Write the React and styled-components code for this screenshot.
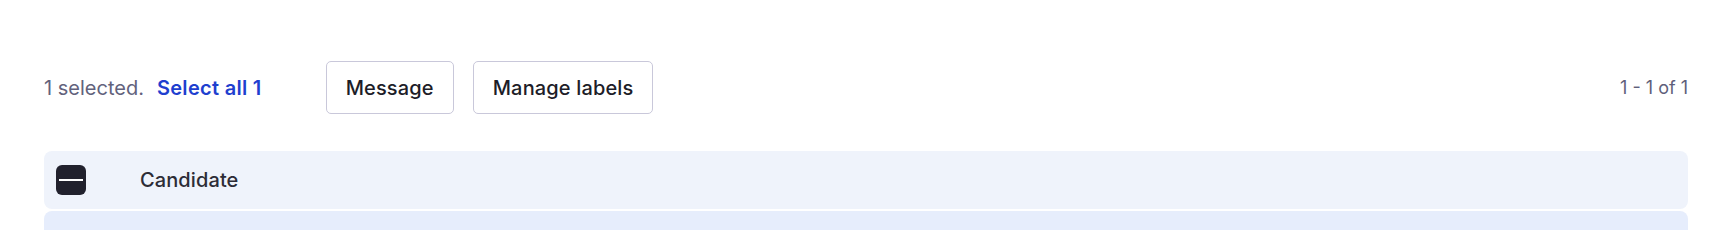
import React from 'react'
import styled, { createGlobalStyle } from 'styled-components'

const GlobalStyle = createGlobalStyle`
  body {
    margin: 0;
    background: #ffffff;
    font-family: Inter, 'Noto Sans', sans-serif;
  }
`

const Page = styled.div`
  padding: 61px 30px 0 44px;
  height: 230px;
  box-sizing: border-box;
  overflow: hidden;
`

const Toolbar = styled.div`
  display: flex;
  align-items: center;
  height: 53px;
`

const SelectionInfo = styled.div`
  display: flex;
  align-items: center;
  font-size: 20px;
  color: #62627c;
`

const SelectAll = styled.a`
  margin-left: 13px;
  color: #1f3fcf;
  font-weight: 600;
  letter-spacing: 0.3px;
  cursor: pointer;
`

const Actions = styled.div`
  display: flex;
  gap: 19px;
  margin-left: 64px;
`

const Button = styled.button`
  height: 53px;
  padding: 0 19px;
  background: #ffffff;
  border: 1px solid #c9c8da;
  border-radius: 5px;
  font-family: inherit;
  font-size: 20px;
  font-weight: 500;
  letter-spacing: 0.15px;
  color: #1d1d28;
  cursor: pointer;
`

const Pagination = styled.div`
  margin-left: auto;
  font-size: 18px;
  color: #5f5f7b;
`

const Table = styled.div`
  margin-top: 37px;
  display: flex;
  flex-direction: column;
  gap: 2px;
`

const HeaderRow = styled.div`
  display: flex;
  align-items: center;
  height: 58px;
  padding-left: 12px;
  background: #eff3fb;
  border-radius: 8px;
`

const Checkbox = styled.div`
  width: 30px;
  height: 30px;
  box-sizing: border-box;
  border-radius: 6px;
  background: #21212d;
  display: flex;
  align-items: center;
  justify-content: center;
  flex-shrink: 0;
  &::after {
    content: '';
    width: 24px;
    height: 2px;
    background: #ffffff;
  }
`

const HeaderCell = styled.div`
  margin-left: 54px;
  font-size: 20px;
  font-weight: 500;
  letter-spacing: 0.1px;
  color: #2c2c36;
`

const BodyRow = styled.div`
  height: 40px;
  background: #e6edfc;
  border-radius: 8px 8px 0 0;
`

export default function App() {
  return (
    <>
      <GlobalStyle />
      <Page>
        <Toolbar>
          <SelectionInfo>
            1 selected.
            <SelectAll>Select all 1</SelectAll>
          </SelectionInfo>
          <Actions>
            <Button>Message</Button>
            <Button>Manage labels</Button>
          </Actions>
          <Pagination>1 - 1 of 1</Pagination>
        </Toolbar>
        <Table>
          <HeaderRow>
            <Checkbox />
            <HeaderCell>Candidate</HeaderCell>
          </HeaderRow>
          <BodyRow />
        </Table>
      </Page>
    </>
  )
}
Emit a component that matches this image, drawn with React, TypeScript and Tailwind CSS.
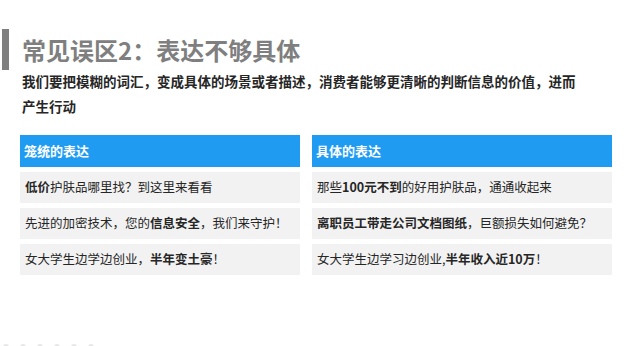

----

Given problem: Scan the material and collect every line that contains "this".

The completed task:
Write the React and styled-components code for this screenshot.
Emit a component that matches this image, drawn with React, TypeScript and Tailwind CSS.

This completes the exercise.